L’Église interdit sévèrement de forcer qui que ce soit à embrasser la foi, ou de l’y amener ou de l’y attirer par des pratiques déplacées, tout comme elle revendique avec insistance le droit pour qui que ce soit de ne pas être détourné de la foi par des vexations injustes 16.

Selon la très antique coutume de l’Église, il faut s’enquérir des motifs de conversion et, si c’est nécessaire, les purifier.

7 Cf. Col 4, 3.
8 Cf. Mc 16, 15.
9 Cf. Ac 4, 13, 29, 31 ; 9, 27-28 ; 13, 46 ; 14, 3 ; 19, 8 ; 26, 26 ; 28, 31 ; 1 Th 2, 2 ; 2 Co 3, 12 ; 7, 4 ; Ph 1, 20 ; Ep 3, 12 ; 6, 19-20.
10 Cf. 1 Cor 9, 15 ; Rm 10, 14.
11 Cf. 1 Th 1, 9-10 ; 1 Co 1, 18-21 ; Ga 1, 31 ; Ac 14, 15-17 ; 17, 22-31.
12 Cf. Ac 16, 14.
13 Cf. Col 3, 5 10 ; Ep 4, 20-24.
14 Cf. Lc 2, 34 ; Mt 10, 34-39.
15 Cf. 1 Th 1,6.
16 Cf. Conc. Vat. II, décr. sur la liberté religieuse Dignitatis Humanae, n. 2, 4, 10, p. 372-374, 376, 380-382 ; const. past. sur l’Église dans le monde de ce temps Gaudium et Spes, n. 21. (Voir plus haut p. 328-530.)


14 Ceux qui ont reçu de Dieu, par l’intermédiaire de l’Église la foi au Christ17, seront admis au catéchuménat par des cérémonies liturgiques ; ce catéchuménat n’est pas un simple exposé des dogmes et des préceptes, mais une formation à la vie chrétienne tout entière et un apprentissage suffisamment prolongé, par lesquels les disciples sont unis au Christ leur Maître. Les catéchumènes seront donc initiés, de façon appropriée, au mystère du salut et seront introduits par la pratique des moeurs évangéliques, ainsi que par des rites sacrés à célébrer à des époques successives 18, dans la vie de la foi, de la liturgie et de la charité du Peuple de Dieu.

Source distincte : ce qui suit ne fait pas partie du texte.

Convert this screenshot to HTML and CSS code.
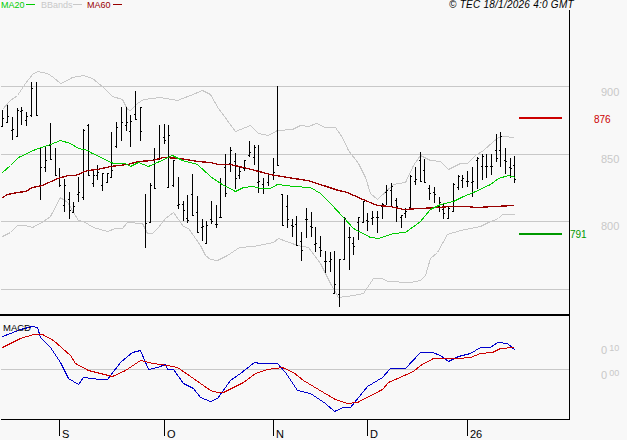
FILE: index.html
```html
<!DOCTYPE html>
<html lang="en">
<head>
<meta charset="utf-8">
<title>Chart</title>
<link rel="stylesheet" href="styles.css">
</head>
<body>
<svg class="chart" width="627" height="440" viewBox="0 0 627 440">
  <g class="px" transform="translate(0.5 0.5)">
    <path class="grid" d="M0 86H569M0 154H569M0 221H569M0 289H569M0 369H569"/>
    <path class="axis" d="M569 9V419M0 419H569M59 419V435M164 419V435M273 419V435M367 419V435M467 419V435"/>
    <path class="legend-green" d="M25 4H34"/>
    <path class="legend-gray" d="M72 4H81"/>
    <path class="legend-red" d="M112 4H121"/>
    <polyline class="band" points="2,109 10,100 17,95 25,83 32,74 37,71 47,73 53,77 60,83 65,81 72,77 83,75 92,78 103,87 112,96 122,99 127,109 130,110 137,103 143,99 160,97 177,100 190,95 202,90 210,94 218,108 235,131 250,125 258,133 268,135 277,130 292,129 300,125 308,126 316,123 325,127 335,127 342,137 348,150 358,163 365,177 370,193 377,199 393,184 405,182 413,165 420,155 430,160 440,161 448,169 460,163 467,163 475,155 483,150 492,142 498,137 503,136 514,137"/>
    <polyline class="band" points="2,236 10,232 17,225 25,225 32,227 43,221 50,216 60,197 67,202 78,220 83,221 93,227 107,231 115,228 122,228 127,222 142,223 147,233 152,233 158,227 165,218 173,212 183,226 188,228 200,245 205,255 210,259 217,260 227,255 239,247 253,246 273,242 278,238 297,245 308,247 320,263 330,283 338,297 353,295 363,293 373,278 382,278 387,281 410,282 420,280 425,275 430,258 437,252 447,234 460,230 480,226 488,222 498,218 502,214 514,214"/>
    <path class="bars" d="M2 110V126M2 126h-.6M2 118h1M7 105V122M7 122h-.6M7 116h1M12 117V139M12 130h-.6M12 129h1M17 108V136M17 136h-.6M17 110h1M21 107V124M21 111h-.6M21 110h1M26 112V125M26 120h-.6M26 116h1M31 82V116M31 115h-.6M31 88h1M36 82V115M36 115h1M40 148V199M40 167h1M45 147V171M45 167h-.6M45 160h1M50 123V158M50 145h-.6M50 159h1M55 148V174M55 175h1M59 168V186M59 178h-.6M59 185h1M64 179V211M64 205h-.6M64 185h1M69 192V218M69 199h-.6M69 210h1M73 202V212M73 212h-.6M73 206h1M78 177V201M78 194h-.6M78 192h1M83 129V199M83 197h-.6M83 130h1M88 124V174M88 125h-.6M88 175h1M93 169V186M93 183h-.6M93 175h1M97 165V179M97 175h-.6M97 172h1M102 173V190M102 185h-.6M102 173h1M107 173V182M107 182h-.6M107 173h1M111 132V176M111 177h-.6M111 170h1M116 122V147M116 146h-.6M116 127h1M121 107V140M121 122h1M126 107V130M126 125h-.6M126 122h1M130 115V146M130 131h-.6M130 121h1M135 91V119M135 114h-.6M135 119h1M140 107V140M140 107h1M140 131h1M145 194V247M145 223h1M150 183V221M150 222h-.6M150 185h1M154 148V187M154 159h-.6M154 188h1M159 125V157M159 159h-.6M159 158h1M164 124V143M164 137h-.6M164 140h1M168 125V186M168 135h1M168 187h-.6M173 160V186M173 185h-.6M173 160h1M178 177V208M178 205h-.6M178 204h1M183 201V220M183 204h-.6M183 210h1M187 195V222M187 218h-.6M187 220h1M192 174V214M192 194h-.6M192 215h1M197 196V232M197 212h-.6M197 232h1M202 219V240M202 227h-.6M202 226h1M206 221V242M206 243h-.6M206 225h1M211 201V223M211 219h-.6M211 221h1M216 205V227M216 224h-.6M216 224h1M220 178V217M220 217h-.6M220 217h1M225 154V196M225 167h-.6M225 193h1M230 147V171M230 163h-.6M230 150h1M235 153V188M235 161h-.6M235 178h1M239 167V178M239 175h-.6M239 171h1M244 160V170M244 168h-.6M244 160h1M249 141V156M249 155h-.6M249 152h1M254 145V164M254 157h-.6M254 147h1M258 145V192M258 182h-.6M258 181h1M263 178V193M263 184h-.6M263 188h1M268 173V185M268 182h-.6M268 174h1M273 158V179M273 175h-.6M273 172h1M277 86V164M277 165h1M282 194V224M282 194h-.6M282 225h1M287 195V227M287 206h-.6M287 219h1M292 219V236M292 225h-.6M292 226h1M296 216V244M296 224h-.6M296 245h1M301 232V260M301 241h-.6M301 250h1M306 208V237M306 219h-.6M306 219h1M311 212V236M311 226h-.6M311 227h1M315 227V251M315 244h-.6M315 243h1M320 236V256M320 247h-.6M320 250h1M325 251V272M325 261h-.6M325 261h1M330 252V271M330 261h-.6M330 259h1M334 251V292M334 293h-.6M334 284h1M339 259V306M339 294h-.6M339 259h1M344 217V258M344 259h-.6M344 218h1M349 227V269M349 237h-.6M349 237h1M353 237V254M353 243h-.6M353 246h1M358 217V239M358 222h-.6M358 217h1M363 201V221M363 222h-.6M363 201h1M367 213V230M367 220h-.6M367 221h1M372 211V224M372 218h-.6M372 217h1M377 211V232M377 217h-.6M377 217h1M382 203V218M382 206h-.6M382 204h1M386 185V204M386 192h-.6M386 190h1M391 183V206M391 190h-.6M391 186h1M396 198V221M396 200h-.6M396 206h1M401 215V227M401 217h-.6M401 215h1M405 208V217M405 213h-.6M405 211h1M410 175V208M410 207h-.6M410 176h1M415 167V184M415 181h-.6M415 179h1M420 152V180M420 160h-.6M420 181h1M424 159V182M424 170h-.6M424 182h1M429 185V199M429 188h-.6M429 193h1M434 187V202M434 192h-.6M434 194h1M439 197V211M439 206h-.6M439 202h1M443 203V218M443 209h-.6M443 213h1M448 207V218M448 218h-.6M448 208h1M453 183V211M453 211h-.6M453 184h1M458 175V189M458 187h-.6M458 176h1M462 175V187M462 180h-.6M462 178h1M467 171V186M467 181h-.6M467 181h1M472 167V196M472 182h-.6M472 181h1M477 157V188M477 160h-.6M477 158h1M482 154V179M482 166h-.6M482 156h1M486 154V177M486 166h-.6M486 166h1M491 154V174M491 166h-.6M491 166h1M496 134V161M496 150h-.6M496 158h1M500 132V166M500 150h-.6M500 136h1M505 148V173M505 160h-.6M505 161h1M510 158V177M510 167h-.6M510 168h1M514 156V182M514 165h-.6M514 179h1"/>
    <polyline class="ma60" points="2,197 7,194 17,192 25,191 32,187 42,185 57,178 68,175 75,175 87,170 97,169 110,166 127,164 138,161 152,160 163,157 180,158 197,161 210,162 218,164 230,164 247,168 270,174 287,177 307,180 323,185 338,190 347,192 360,198 377,205 390,206 403,209 420,208 437,207 450,206 465,206 477,207 493,206 514,205"/>
    <polyline class="ma20" points="2,172 10,165 18,157 33,150 35,149 50,144 60,140 70,143 78,148 88,150 90,152 113,163 125,163 130,166 138,162 148,166 157,162 172,155 182,160 197,164 210,176 220,183 235,191 243,187 253,186 260,188 270,188 277,184 293,186 310,187 320,193 330,203 343,217 353,228 370,237 378,238 393,233 405,232 420,221 430,209 440,204 453,201 463,196 473,192 490,184 498,178 508,175 515,177"/>
    <polyline class="macd-blue" points="2,336 10,333 20,329 32,326 37,327 40,337 50,347 60,362 68,378 78,384 83,377 100,379 107,379 120,362 132,352 140,350 148,369 157,367 165,364 167,369 173,369 183,383 193,388 200,397 210,401 217,398 230,380 240,373 254,362 260,363 277,363 285,372 297,390 310,393 325,403 334,411 343,407 350,407 367,386 382,377 390,368 405,368 420,352 432,352 440,355 448,361 458,356 470,353 480,347 490,347 497,342 507,343 515,350"/>
    <polyline class="macd-red" points="2,347 20,338 33,334 42,334 53,340 70,355 75,363 88,370 100,373 112,376 125,370 140,360 153,363 167,365 177,367 193,378 210,390 217,392 223,392 243,382 255,373 267,369 282,367 293,372 303,380 323,392 335,399 347,403 357,402 382,389 388,382 413,371 420,365 433,358 458,358 470,357 480,353 492,352 500,348 514,347"/>
  </g>
  <g class="px">
    <path class="rule" d="M0 315H570"/>
    <path class="target-red" d="M519 118H562"/>
    <path class="target-green" d="M519 234H562"/>
  </g>
  <text class="t small c-green" x="1" y="8">MA20</text>
  <text class="t small c-gray" x="41" y="8">BBands</text>
  <text class="t small c-dark" x="87" y="8">MA60</text>
  <text class="t stamp" x="449" y="8">© TEC 18/1/2026 4:0 GMT</text>
  <text class="t big c-gray" x="601" y="95.5">900</text>
  <text class="t big c-gray" x="601" y="163">850</text>
  <text class="t big c-gray" x="601" y="230">800</text>
  <text class="t c-red" x="594" y="123">876</text>
  <text class="t c-lime" x="570" y="238">791</text>
  <text class="t big c-gray" x="601" y="354">0<tspan class="sup" dx="2" dy="-3">10</tspan></text>
  <text class="t big c-gray" x="601" y="379">0<tspan class="sup" dx="2" dy="-3">00</tspan></text>
  <text class="t macd-label" x="3" y="331">MACD</text>
  <text class="t big" x="62" y="438">S</text>
  <text class="t big" x="167" y="438">O</text>
  <text class="t big" x="276" y="438">N</text>
  <text class="t big" x="370" y="438">D</text>
  <text class="t big" x="470" y="438">26</text>
</svg>
</body>
</html>
```

FILE: styles.css
```css
html, body { margin: 0; padding: 0; background: #f8f8f8; }
.chart { display: block; }
.px { shape-rendering: crispEdges; }
.px path, .px polyline { fill: none; stroke-width: 1; }
.grid { stroke: #c8c8c8; }
.axis { stroke: #000; }
.px .rule { stroke: #000; stroke-width: 2; }
.px .bars { stroke: #000; stroke-linecap: square; }
.band { stroke: #c8c8c8; }
.ma20, .legend-green { stroke: #00cc00; }
.px .ma60 { stroke: #990000; stroke-width: 1.3; }
.legend-red { stroke: #990000; }
.legend-gray { stroke: #c8c8c8; }
.macd-blue { stroke: #0000cc; }
.macd-red { stroke: #cc0000; }
.px .target-red { stroke: #cc0000; stroke-width: 2; }
.px .target-green { stroke: #009900; stroke-width: 2; }
.t { font-family: "Liberation Sans", Arial, sans-serif; font-size: 10px; fill: #000; }
.small { font-size: 9px; }
.big { font-size: 11px; }
.sup { font-size: 9px; }
.macd-label { font-size: 9.5px; }
.stamp { font-style: italic; letter-spacing: 0.25px; }
.c-green { fill: #00cc00; }
.c-gray { fill: #c8c8c8; }
.c-dark { fill: #990000; }
.c-red { fill: #cc0000; }
.c-lime { fill: #009900; }
```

Ensuite, délivrés de la puissance des ténèbres par les sacrements de l’initiation chrétienne 19, morts avec le Christ, ensevelis avec lui et ressuscités avec lui20, ils reçoivent l’Esprit d’adoption filiale 21 et célèbrent avec tout le Peuple de Dieu le mémorial de la mort et de la résurrection du Seigneur.

Il faut souhaiter que la liturgie du temps du Carême et du temps de Pâques soit restaurée de telle façon qu’elle prépare l’âme des catéchumènes à la célébration du mystère pascal pendant les solennités duquel ils sont régénérés par le baptême dans le Christ.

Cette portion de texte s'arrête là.